Deseando profundamente la muerte para reunirse con el amor de su vida, que era su razón para vivir, al Señor Ove (de la preciosa película sueca Un hombre llamado Ove) le diagnosticaron una enfermedad: tenía un corazón demasiado grande. Era una enfermedad en dos sentidos, entiende uno después de recorrer la vida de Ove de su mano.
Y puede ser un mal no diagnosticado –en uno de esos dos sentidos– para muchos en un mundo maravilloso que, infortunadamente, protagoniza el dolor. Me pregunto con demasiada frecuencia por qué aquellas personas que parecen no tener nada en la vida, cuya existencia es una lucha constante por sobrevivir más que por vivir, continúan luchando. Cuál es la razón de fondo, de dónde salen las fuerzas.
Si no se tiene un techo cuando se espera una tormenta, si no se tiene atención asegurada cuando enferman los que amamos, si el hambre no es solo un capricho o una hora corrida por alguna actividad atravesada, sino un vacío constante y acostumbrado que se roba la energía y la vida desde el centro del cuerpo y que los hace diferentes a los demás. De dónde sale esa firmeza para abrir los ojos cada día y ponerse de pie para salir a enfrentar ese desafío permanente a su existencia.
Pienso frecuentemente en ello y espero un día acercarme al tema más a fondo. Hoy lo toco pensando en que, aun teniendo más de lo básico, la lucha no es fácil. Y en que si se sufre de corazón grande, cuesta disfrutar de esas fortunas pensando en el vacío de los que no las tienen, porque ese vacío, en una nueva forma, se acerca a los grandes corazones y logra colarse un poquito.
La verdad es que a veces es inevitable preguntarse por el sentido y, cuando la vida se pone muy feliz, en el fondo es un poco la espera consciente y agridulce de un dolor futuro. Vivimos, en medio de tanto sinsentido, consolados por el amor y por la propia fortuna: siempre hay alguien que sufre más. Pero el dolor ajeno es también, de cierta forma, la conciencia de lo que podría ser, de lo que nunca será completamente ajeno porque le pasa al del lado y ese podría ser yo. Es el futuro posible y por eso es difícil vivir plenamente el hoy.
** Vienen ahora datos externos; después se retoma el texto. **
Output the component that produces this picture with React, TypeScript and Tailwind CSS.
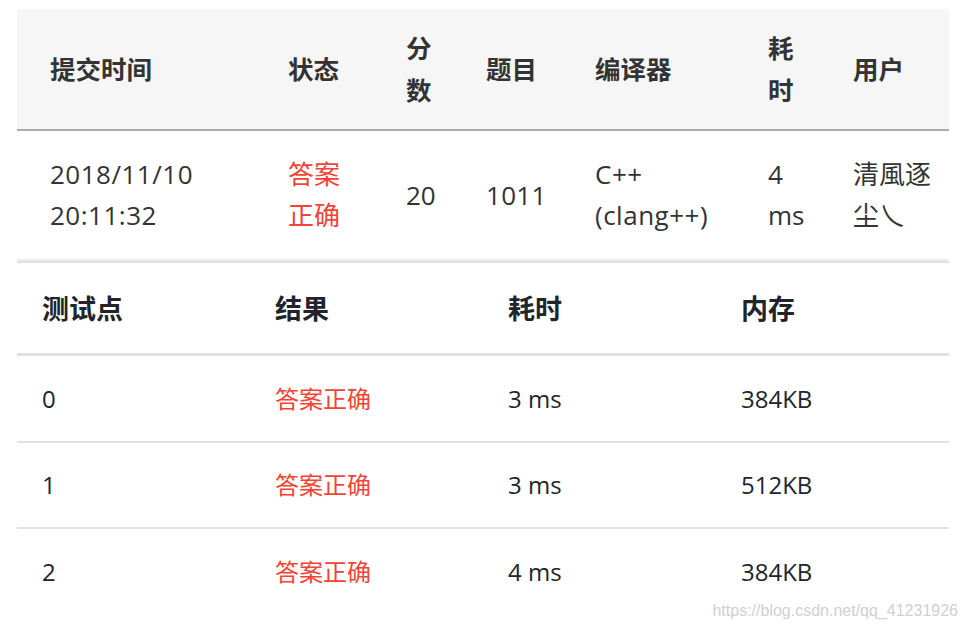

Pero hoy, hoy vuelan los pájaros al mirar por la ventana y hoy están naciendo nuevas flores de colores aquí y en otros lugares, y todavía sale el sol y desaparece entre las nubes, y corren los ríos y suenan las olas en el mar. Hoy podemos adentrarnos en páginas escritas por otros más grandes que ya han entendido que, tantas veces, lo complejo está de más.
Relata Proust en la primera parte de En busca del tiempo perdido cómo al crecer empezó a sentir la urgente necesidad de encontrar algo supremamente importante, algo filosófico, sobre lo que escribir. Así llegaron su frustración y su duda sobre si él realmente podría ser escritor, hasta que se dio cuenta de que solo tenía que observar el paisaje y describirlo desde el poder y la profundidad de su mirada.
Tal vez ese vuelo de los pájaros al asomarse a la ventana sea más que suficiente.